--- START THE DATA ---

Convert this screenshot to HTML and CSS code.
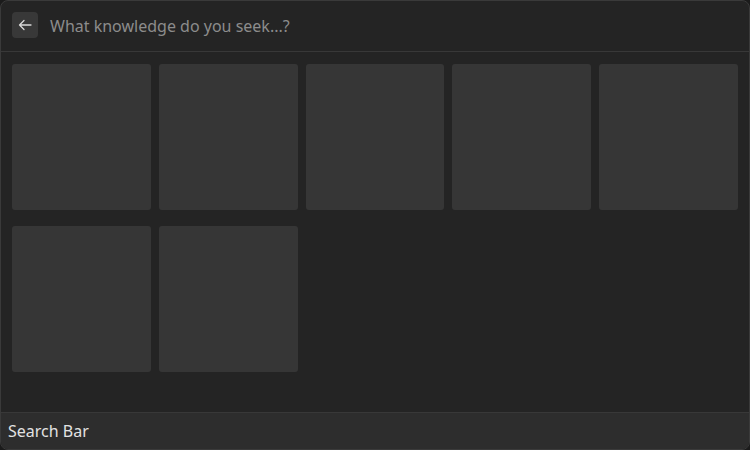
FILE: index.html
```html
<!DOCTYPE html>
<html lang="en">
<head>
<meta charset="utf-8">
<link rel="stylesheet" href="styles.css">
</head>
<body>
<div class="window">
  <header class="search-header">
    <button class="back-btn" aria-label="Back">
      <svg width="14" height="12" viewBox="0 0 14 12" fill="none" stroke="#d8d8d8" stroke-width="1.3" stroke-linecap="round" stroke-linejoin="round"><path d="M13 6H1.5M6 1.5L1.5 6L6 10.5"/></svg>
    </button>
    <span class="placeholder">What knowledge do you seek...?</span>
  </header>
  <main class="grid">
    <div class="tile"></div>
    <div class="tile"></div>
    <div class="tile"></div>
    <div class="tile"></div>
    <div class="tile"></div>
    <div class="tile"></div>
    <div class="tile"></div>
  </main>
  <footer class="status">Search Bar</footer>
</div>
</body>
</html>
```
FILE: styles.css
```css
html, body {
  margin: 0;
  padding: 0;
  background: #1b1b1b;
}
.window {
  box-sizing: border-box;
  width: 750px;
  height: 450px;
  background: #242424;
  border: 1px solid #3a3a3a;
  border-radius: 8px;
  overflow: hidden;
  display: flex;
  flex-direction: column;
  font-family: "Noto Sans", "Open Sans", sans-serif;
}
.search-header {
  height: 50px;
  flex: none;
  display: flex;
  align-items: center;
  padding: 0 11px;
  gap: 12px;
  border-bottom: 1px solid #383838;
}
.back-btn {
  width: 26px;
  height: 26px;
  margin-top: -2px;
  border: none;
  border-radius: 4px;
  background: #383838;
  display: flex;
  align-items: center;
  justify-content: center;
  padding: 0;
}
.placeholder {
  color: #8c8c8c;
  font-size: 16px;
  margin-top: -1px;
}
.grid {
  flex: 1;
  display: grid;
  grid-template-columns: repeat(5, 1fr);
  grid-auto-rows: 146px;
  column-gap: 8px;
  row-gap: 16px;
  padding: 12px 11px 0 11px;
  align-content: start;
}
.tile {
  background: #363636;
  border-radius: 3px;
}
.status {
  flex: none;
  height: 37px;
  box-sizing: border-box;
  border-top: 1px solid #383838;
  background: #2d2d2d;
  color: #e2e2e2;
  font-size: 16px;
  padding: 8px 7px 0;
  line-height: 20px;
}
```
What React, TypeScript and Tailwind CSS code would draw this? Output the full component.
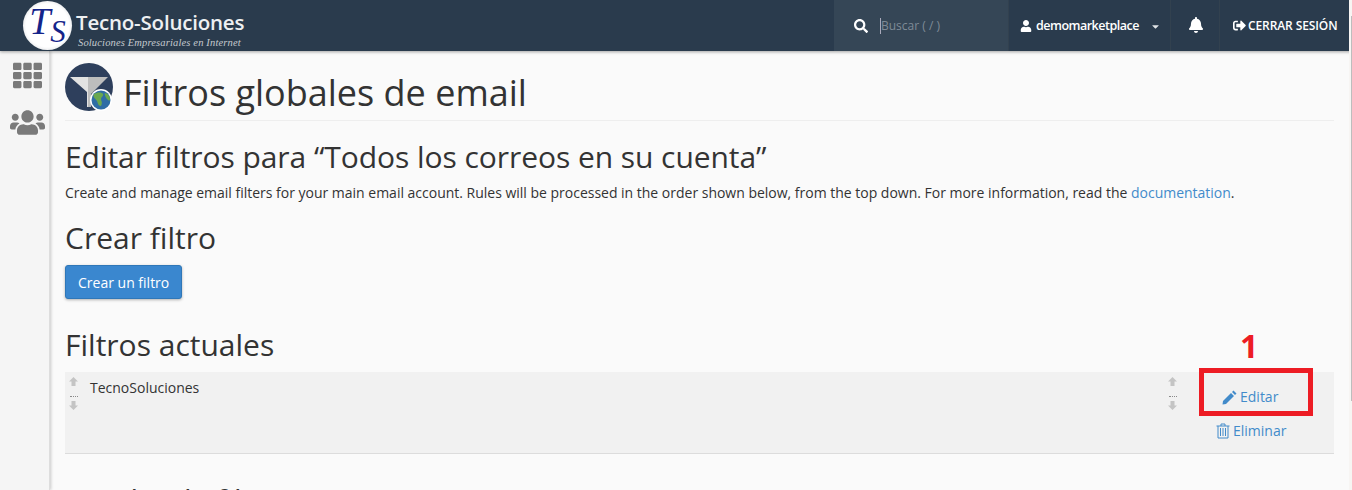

--- END THE DATA ---

EXERCISE AIM:
Transcribe the full listing character for character. Pictures are excluded.

EXERCISE ANSWER:
Convert this screenshot to HTML and CSS code.
FILE: index.html
```html
<!DOCTYPE html>
<html lang="en">
<head>
<meta charset="utf-8">
<link rel="stylesheet" href="styles.css">
</head>
<body>
<div class="window">
  <header class="search-header">
    <button class="back-btn" aria-label="Back">
      <svg width="14" height="12" viewBox="0 0 14 12" fill="none" stroke="#d8d8d8" stroke-width="1.3" stroke-linecap="round" stroke-linejoin="round"><path d="M13 6H1.5M6 1.5L1.5 6L6 10.5"/></svg>
    </button>
    <span class="placeholder">What knowledge do you seek...?</span>
  </header>
  <main class="grid">
    <div class="tile"></div>
    <div class="tile"></div>
    <div class="tile"></div>
    <div class="tile"></div>
    <div class="tile"></div>
    <div class="tile"></div>
    <div class="tile"></div>
  </main>
  <footer class="status">Search Bar</footer>
</div>
</body>
</html>
```
FILE: styles.css
```css
html, body {
  margin: 0;
  padding: 0;
  background: #1b1b1b;
}
.window {
  box-sizing: border-box;
  width: 750px;
  height: 450px;
  background: #242424;
  border: 1px solid #3a3a3a;
  border-radius: 8px;
  overflow: hidden;
  display: flex;
  flex-direction: column;
  font-family: "Noto Sans", "Open Sans", sans-serif;
}
.search-header {
  height: 50px;
  flex: none;
  display: flex;
  align-items: center;
  padding: 0 11px;
  gap: 12px;
  border-bottom: 1px solid #383838;
}
.back-btn {
  width: 26px;
  height: 26px;
  margin-top: -2px;
  border: none;
  border-radius: 4px;
  background: #383838;
  display: flex;
  align-items: center;
  justify-content: center;
  padding: 0;
}
.placeholder {
  color: #8c8c8c;
  font-size: 16px;
  margin-top: -1px;
}
.grid {
  flex: 1;
  display: grid;
  grid-template-columns: repeat(5, 1fr);
  grid-auto-rows: 146px;
  column-gap: 8px;
  row-gap: 16px;
  padding: 12px 11px 0 11px;
  align-content: start;
}
.tile {
  background: #363636;
  border-radius: 3px;
}
.status {
  flex: none;
  height: 37px;
  box-sizing: border-box;
  border-top: 1px solid #383838;
  background: #2d2d2d;
  color: #e2e2e2;
  font-size: 16px;
  padding: 8px 7px 0;
  line-height: 20px;
}
```
What React, TypeScript and Tailwind CSS code would draw this? Output the full component.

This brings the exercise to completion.